Lashkar-e-Jhangvi is suspected of being involved in the assassination of Benazir Bhutto, the former Pakistan prime minister, in Karachi in December 2007.

The SSP came into existence in Pakistan in the early 1980s as a reaction to the Iranian Revolution. It was allegedly created at the behest of Pakistan’s then-military dictator, Zia-ul-Haq, to counter an increasing Shiite militancy.

The SSP wants Pakistan to become a Sunni state and Shiites to be declared non-Muslims.

Over the years, its members have literally waged war on the Shiites. In December, they killed more than 40 of them in two bombings during a religious procession in Karachi.

SSP members also have close links with the Pakistani and Afghan Taliban, receiving arms training in Taliban camps, while offering Taliban members religious instruction in SSP-run madrassas in Pakistan.

The SSP was banned in Pakistan in 2002, around the time some members were accused of involvement in the beheading in Karachi of Daniel Pearl, a Wall Street Journal reporter. But the group has constantly re-emerged under different names.

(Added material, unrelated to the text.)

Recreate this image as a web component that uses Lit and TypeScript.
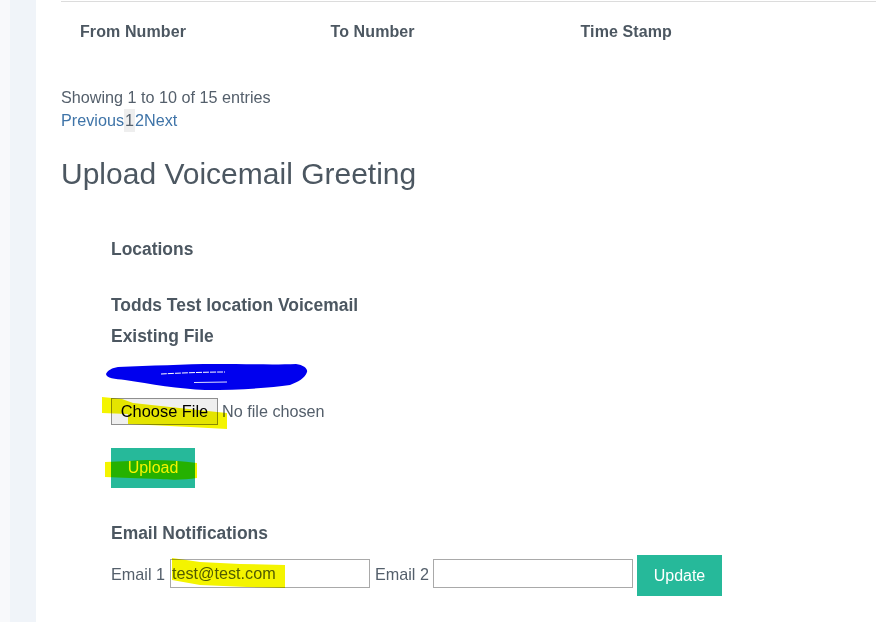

Now that the United States has stepped up its fight against the Taliban in Afghanistan and pushed Pakistan’s military to root out Islamist fighters in the country’s northwestern tribal belt, the terrorists appear to be trying to destabilize Karachi.

“Anti-state elements are trying to disturb peace in the city and the country,” Rehman Malik, Pakistan’s Interior Minister, said yesterday. “The elements involved in the conspiracy first tried to ignite ethnic riots between the Pashtun and Urdu-speaking populations, but after their failure, they now want to start sectarian clashes.”